You Only Live Twice
Dir: Lewis Gilbert
Prod: Albert R. Broccoli, Harry Saltzman; Stanley Sopel
(uncr)
Scr: Roald Dahl; Harold J. Bloom (uncr)
Phot: Freddie Young
Wadsworth Drive-In
5050 Wadsworth Blvd.
Arvada, Colorado
June 13, 1967
When I was six years old, we moved west from our farmland
home in Iowa. At the end of the road was a new home, and a completely new
phenomenon for me – the drive-in movie.
This was back in the days when you would spend your entire
career at the same company. Being a loyal credit sales supervisor for the
hardware chain Gambles-Skogmo, Inc., my father was subject to a regional
reposting to the Denver area – and when they told you to go, you went. The
movers came, we got in the car, mom and dad in front, myself and my infant
sister rolling around loose on the back seat (seat belts were not legally
mandated until a year later).
Surprisingly as it may seem now, the Jefferson County public
schools west of Denver were highly rated (they are now mired in controversy and
protest for suppressing negative U.S. historical information from their
advanced-placement curriculum). This spurred my parents to settle down in the
bedroom community of Arvada, Colorado – it turns out that we were only 12 miles
downwind from a nuclear weapons plant, but that’s a whole ‘nother story.
My primary impression of that ride was straining to see the
mountains loom in the distance. That shut me up for about an hour after we
crossed the Colorado border; they finally sprang into view near Keenesburg. In
the midday sun they lacked all depth and definition and looked to me like
painted stage flats.
We didn’t take possession of the house that night. Instead,
we put up at a motel, staying on the second floor. After eating and getting
ready for bed, I was told by my father to look outside.
Out there in the evening was a huge ribbon of movie floating
in the darkness. A distant roar and rustle of echoing soundtrack trailed the
images on a slight delay. A man was flipped up into a wall inside a Murphy bed
and riddled with machine-gun bullets. I had just walked into the opening of the
fifth Sean Connery James Bond film, “You Only Live Twice.”
I was flabbergasted. I was absorbed by Maurice Binder’s patented
stylized title sequence. I saw them bury Bond at sea. His bandage-swathed
corpse sank to the bottom. But wait! Here came some scuba divers!
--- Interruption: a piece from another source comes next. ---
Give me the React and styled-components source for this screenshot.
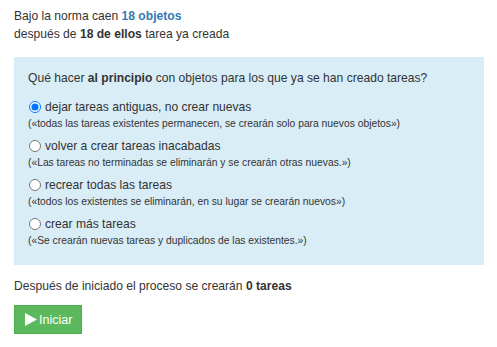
import React, { useState } from 'react';
import styled, { createGlobalStyle } from 'styled-components';

const GlobalStyle = createGlobalStyle`
  body {
    margin: 0;
    background: #fff;
    font-family: "Liberation Sans", Arial, sans-serif;
    color: #333;
  }
`;

const Page = styled.div`
  padding: 7px 14px;
  width: 470px;
`;

const Line = styled.div`
  font-size: 12.1px;
  line-height: 18px;
`;

const Accent = styled.b`
  color: #337ab7;
`;

const InfoBox = styled.div`
  background-color: #d9edf7;
  margin-top: 14px;
  padding: 11px 14px 17px;
`;

const Question = styled.div`
  font-size: 12.1px;
  line-height: 20px;
  margin-bottom: 9px;
`;

const OptionBlock = styled.div`
  margin-bottom: 5px;

  &:last-child {
    margin-bottom: 0;
  }
`;

const OptionLabel = styled.label`
  display: flex;
  align-items: center;
  font-size: 12.1px;
  line-height: 20px;
  height: 20px;
  cursor: pointer;
`;

const Radio = styled.input`
  width: 12px;
  height: 12px;
  margin: 0 4px 0 1px;
`;

const Hint = styled.div`
  font-size: 10.3px;
  line-height: 14px;
`;

const Summary = styled(Line)`
  margin-top: 12px;
`;

const StartButton = styled.button`
  display: flex;
  align-items: center;
  gap: 2px;
  margin-top: 10px;
  height: 29px;
  width: 68px;
  padding: 0 0 0 10px;
  background-color: #5cb85c;
  border: 1px solid #4cae4c;
  border-radius: 0;
  color: #fff;
  font-family: inherit;
  font-size: 12.5px;
  cursor: pointer;
`;

const options = [
  {
    id: 'keep',
    label: 'dejar tareas antiguas, no crear nuevas',
    hint: '(«todas las tareas existentes permanecen, se crearán solo para nuevos objetos»)',
  },
  {
    id: 'redo',
    label: 'volver a crear tareas inacabadas',
    hint: '(«Las tareas no terminadas se eliminarán y se crearán otras nuevas.»)',
  },
  {
    id: 'all',
    label: 'recrear todas las tareas',
    hint: '(«todos los existentes se eliminarán, en su lugar se crearán nuevos»)',
  },
  {
    id: 'more',
    label: 'crear más tareas',
    hint: '(«Se crearán nuevas tareas y duplicados de las existentes.»)',
  },
];

const App = () => {
  const [mode, setMode] = useState('keep');

  return (
    <Page>
      <GlobalStyle />
      <Line>
        Bajo la norma caen <Accent>18 objetos</Accent>
      </Line>
      <Line>
        después de <b>18 de ellos</b> tarea ya creada
      </Line>
      <InfoBox>
        <Question>
          Qué hacer <b>al principio</b> con objetos para los que ya se han creado tareas?
        </Question>
        {options.map(option => (
          <OptionBlock key={option.id}>
            <OptionLabel>
              <Radio
                type="radio"
                name="mode"
                checked={mode === option.id}
                onChange={() => setMode(option.id)}
              />
              {option.label}
            </OptionLabel>
            <Hint>{option.hint}</Hint>
          </OptionBlock>
        ))}
      </InfoBox>
      <Summary>
        Después de iniciado el proceso se crearán <b>0 tareas</b>
      </Summary>
      <StartButton type="button">
        <svg width="12" height="13" viewBox="0 0 12 13">
          <polygon points="0,0 12,6.5 0,13" fill="#fff" />
        </svg>
        Iniciar
      </StartButton>
    </Page>
  );
};

export default App;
Of course, my parents continued their long tradition of
showing me something fascinating and then telling me to go to bed. They had to
pry my clutching fingers from the balcony railing and drag me inside, whining.
It took about five years until I could actually see the
whole film and finally satisfy my curiosity. (Spoiler alert: Bond doesn’t die .
. . I had worried.) The exuberance of Roald Dahl’s extremely free adaptation of
Ian Fleming’s source novel is grandly scaled, full of plot holes and non sequiturs.
The film opens with kidnapping and murder in outer space, then kills Bond and
resurrects him. THEN shoots him out of a torpedo tube.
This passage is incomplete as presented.